BATON ROUGE, La. — Louisiana has become the first state to require that the Ten Commandments be displayed in every public school classroom, the latest move from a GOP-dominated Legislature pushing a conservative agenda under a new governor.

The legislation that Republican Gov. Jeff Landry signed into law on Wednesday requires a poster-sized display of the Ten Commandments in “large, easily readable font” in all public classrooms, from kindergarten to state-funded universities.

Opponents questioned the law’s constitutionality and vowed to challenge it in court. Proponents said the the measure is not solely religious, but that it has historical significance. In the language of the law, the Ten Commandments are “foundational documents of our state and national government.”

The posters, which will be paired with a four-paragraph “context statement” describing how the Ten Commandments “were a prominent part of American public education for almost three centuries,” must be in place in classrooms by the start of 2025.

Under the law, state funds will not be used to implement the mandate. The posters would be paid for through donations.

The law also “authorizes” but does not require the display of other items in K-12 public schools, including: The Mayflower Compact, which was signed by religious pilgrims aboard the Mayflower in 1620 and is often referred to as America’s “First Constitution”; the Declaration of Independence; and the Northwest Ordinance, which established a government in the Northwest Territory — in the present day Midwest — and created a pathway for admitting new states to the Union.

Not long after the governor signed the bill into law at Our Lady of Fatima Catholic School in Lafayette on Wednesday, civil rights groups and organizations that want to keep religion out of government promised to file a lawsuit challenging it.

The law prevents students from getting an equal education and will keep children who have different beliefs from feeling safe at school, the American Civil Liberties Union, Americans United for Separation of Church and State, and the Freedom from Religion Foundation said in a joint statement Wednesday afternoon.

“Even among those who may believe in some version of the Ten Commandments, the particular text that they adhere to can differ by religious denomination or tradition. The government should not be taking sides in this theological debate,” the groups said.

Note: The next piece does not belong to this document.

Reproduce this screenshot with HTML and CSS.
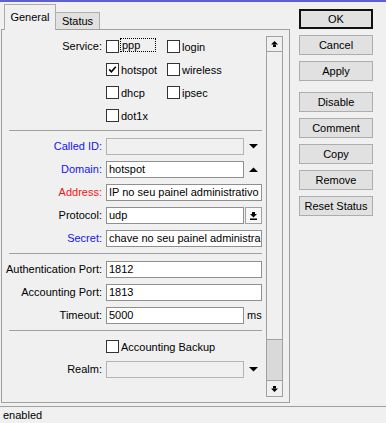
FILE: index.html
```html
<!DOCTYPE html>
<html lang="en">
<head>
    <meta charset="UTF-8">
    <meta name="viewport" content="width=device-width, initial-scale=1.0">
    <title>RADIUS Server</title>
    <link rel="stylesheet" href="styles.css">
</head>
<body>
<div class="window">
    <div class="accent"></div>
    <div class="main">
        <div class="tabbox">
            <div class="tabs">
                <div class="tab active">General</div>
                <div class="tab">Status</div>
            </div>
            <div class="panel">
                <div class="form">
                    <div class="row">
                        <div class="label">Service:</div>
                        <div class="checks">
                            <div class="check"><span class="box"></span><span class="focus">ppp</span></div>
                            <div class="check"><span class="box"></span>login</div>
                            <div class="check"><span class="box"><svg width="11" height="11" viewBox="0 0 11 11"><path d="M2.2 5.4 4.4 7.8 8.8 2.8" fill="none" stroke="#000" stroke-width="1.6"/></svg></span>hotspot</div>
                            <div class="check"><span class="box"></span>wireless</div>
                            <div class="check"><span class="box"></span>dhcp</div>
                            <div class="check"><span class="box"></span>ipsec</div>
                            <div class="check"><span class="box"></span>dot1x</div>
                        </div>
                    </div>
                    <div class="sep"></div>
                    <div class="row">
                        <div class="label blue">Called ID:</div>
                        <div class="field disabled"></div>
                        <div class="arrow"><svg width="9" height="5" viewBox="0 0 9 5"><path d="M0 0h9L4.5 4.6z"/></svg></div>
                    </div>
                    <div class="row">
                        <div class="label blue">Domain:</div>
                        <div class="field">hotspot</div>
                        <div class="arrow"><svg width="9" height="5" viewBox="0 0 9 5"><path d="M0 5h9L4.5 0.4z"/></svg></div>
                    </div>
                    <div class="row">
                        <div class="label red">Address:</div>
                        <div class="field wide">IP no seu painel administrativo</div>
                    </div>
                    <div class="row">
                        <div class="label">Protocol:</div>
                        <div class="field">udp</div>
                        <div class="drop-btn"><svg width="7" height="8" viewBox="0 0 7 8"><rect x="2" y="0" width="3" height="2"/><path d="M0 2h7L3.5 5.5z"/><rect x="0" y="6.5" width="7" height="1.5"/></svg></div>
                    </div>
                    <div class="row">
                        <div class="label blue">Secret:</div>
                        <div class="field wide">chave no seu painel administra</div>
                    </div>
                    <div class="sep"></div>
                    <div class="row">
                        <div class="label">Authentication Port:</div>
                        <div class="field wide">1812</div>
                    </div>
                    <div class="row">
                        <div class="label">Accounting Port:</div>
                        <div class="field wide">1813</div>
                    </div>
                    <div class="row">
                        <div class="label">Timeout:</div>
                        <div class="field">5000</div>
                        <div class="unit">ms</div>
                    </div>
                    <div class="sep"></div>
                    <div class="row">
                        <div class="label"></div>
                        <div class="check single"><span class="box"></span>Accounting Backup</div>
                    </div>
                    <div class="row">
                        <div class="label">Realm:</div>
                        <div class="field disabled"></div>
                        <div class="arrow"><svg width="9" height="5" viewBox="0 0 9 5"><path d="M0 0h9L4.5 4.6z"/></svg></div>
                    </div>
                </div>
                <div class="scrollbar">
                    <div class="sb-btn up"><svg width="7" height="6" viewBox="0 0 7 6"><path d="M3.5 0 7 3.5H0z"/><rect x="2" y="3.5" width="3" height="2.5"/></svg></div>
                    <div class="thumb"></div>
                    <div class="track"></div>
                    <div class="sb-btn down"><svg width="7" height="6" viewBox="0 0 7 6"><rect x="2" y="0" width="3" height="2.5"/><path d="M0 2.5h7L3.5 6z"/></svg></div>
                </div>
            </div>
        </div>
        <div class="buttons">
            <div class="btn default">OK</div>
            <div class="btn">Cancel</div>
            <div class="btn">Apply</div>
            <div class="btn spaced">Disable</div>
            <div class="btn">Comment</div>
            <div class="btn">Copy</div>
            <div class="btn">Remove</div>
            <div class="btn">Reset Status</div>
        </div>
    </div>
    <div class="status">enabled</div>
</div>
</body>
</html>
```

FILE: styles.css
```css
body {
    margin: 0;
    background-color: #f0f0f0;
    color: #000;
    font-family: "Liberation Sans", Arial, sans-serif;
    font-size: 11px;
}
.window {
    height: 423px;
    display: flex;
    flex-direction: column;
}
.accent {
    height: 2px;
    background-color: #5f5fd4;
}
.main {
    display: flex;
    height: 404px;
}
.tabbox {
    margin-left: 1px;
    width: 289px;
    display: flex;
    flex-direction: column;
}
.tabs {
    height: 27px;
    display: flex;
    align-items: flex-end;
    padding-left: 3px;
}
.tab {
    box-sizing: border-box;
    display: flex;
    align-items: center;
    justify-content: center;
    border: 1px solid #adadad;
    border-bottom: none;
}
.tab.active {
    position: relative;
    z-index: 1;
    width: 52px;
    height: 26px;
    margin-bottom: -1px;
    padding-bottom: 1px;
    background-color: #f0f0f0;
}
.tab:not(.active) {
    width: 45px;
    height: 17px;
    margin-left: -1px;
    padding-bottom: 1px;
    background-color: #e1e1e1;
}
.panel {
    box-sizing: border-box;
    height: 374px;
    border: 1px solid #a0a0a0;
    display: flex;
}
.form {
    flex: 1;
    padding-top: 8px;
    display: flex;
    flex-direction: column;
    gap: 6px;
}
.row {
    display: grid;
    grid-template-columns: 104px 138px 18px;
    min-height: 17px;
    align-items: start;
}
.label {
    text-align: right;
    padding-right: 4px;
    line-height: 17px;
    white-space: nowrap;
}
.label.blue {
    color: #1414f0;
}
.label.red {
    color: #f01414;
}
.sep {
    width: 253px;
    height: 1px;
    margin: 0 0 1px 7px;
    background-color: #a0a0a0;
}
.field {
    box-sizing: border-box;
    height: 17px;
    border: 1px solid #8f8f8f;
    background-color: #fff;
    padding-left: 2px;
    line-height: 15px;
    white-space: nowrap;
    overflow: hidden;
}
.field.wide {
    grid-column: 2 / 4;
}
.field.disabled {
    background-color: #f0f0f0;
    border-color: #b4b4b4;
}
.arrow {
    height: 17px;
    display: flex;
    align-items: center;
    justify-content: center;
}
.unit {
    padding-left: 3px;
    line-height: 17px;
}
.drop-btn {
    box-sizing: border-box;
    width: 17px;
    height: 17px;
    margin-left: 1px;
    border: 1px solid #a0a0a0;
    background-color: #f7f7f7;
    display: flex;
    align-items: center;
    justify-content: center;
}
.checks {
    grid-column: 2 / 4;
    display: grid;
    grid-template-columns: 61px auto;
    row-gap: 6px;
}
.check {
    height: 17px;
    display: flex;
    align-items: center;
    gap: 2px;
    white-space: nowrap;
}
.check.single {
    grid-column: 2 / 4;
}
.box {
    box-sizing: border-box;
    width: 13px;
    height: 13px;
    border: 1px solid #333;
    background-color: #fff;
    display: flex;
    align-items: center;
    justify-content: center;
}
.focus {
    box-sizing: border-box;
    align-self: flex-start;
    width: 36px;
    height: 14px;
    margin-left: -1px;
    padding-left: 1px;
    border: 1px dotted #000;
    line-height: 13px;
}
.scrollbar {
    box-sizing: border-box;
    width: 17px;
    margin: 6px 6px 5px 0;
    border: 1px solid #a0a0a0;
    background-color: #d9d9d9;
    display: flex;
    flex-direction: column;
}
.sb-btn {
    box-sizing: border-box;
    display: flex;
    align-items: center;
    justify-content: center;
    background-color: #f0f0f0;
}
.sb-btn.up {
    height: 15px;
    border-bottom: 1px solid #a0a0a0;
}
.sb-btn.down {
    height: 16px;
    border-top: 1px solid #a0a0a0;
}
.thumb {
    box-sizing: border-box;
    height: 288px;
    border-bottom: 1px solid #a0a0a0;
    background-color: #f0f0f0;
}
.track {
    flex: 1;
}
.buttons {
    margin-left: 9px;
    padding-top: 7px;
    display: flex;
    flex-direction: column;
    gap: 6px;
}
.btn {
    box-sizing: border-box;
    width: 74px;
    height: 20px;
    border: 1px solid #adadad;
    background-color: #e1e1e1;
    display: flex;
    align-items: center;
    justify-content: center;
}
.btn.default {
    border-color: #111;
    box-shadow: inset 0 0 0 1px #111;
}
.btn.spaced {
    margin-top: 5px;
}
.status {
    flex: 1;
    border-top: 1px solid #a0a0a0;
    padding-left: 3px;
    line-height: 16px;
}
```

The controversial law, in a state ensconced in the Bible Belt, comes during a new era of conservative leadership in Louisiana under Landry, who replaced two-term Democratic Gov. John Bel Edwards in January. The GOP holds a supermajority in the Legislature, and Republicans hold every statewide elected position, paving the way for lawmakers to push through a conservative agenda.

Similar bills requiring the Ten Commandments be displayed in classrooms have been proposed in other states including Texas, Oklahoma and Utah. However, with threats of legal battles over the constitutionality of such measures, no state besides Louisiana has succeeded in making the bills law.

Legal battles over the display of the Ten Commandments in classrooms are not new.

In 1980, the U.S. Supreme Court ruled that a similar Kentucky law was unconstitutional and violated the establishment clause of the U.S. Constitution, which says Congress can “make no law respecting an establishment of religion.” The high court found that the law had no secular purpose but rather served a plainly religious purpose.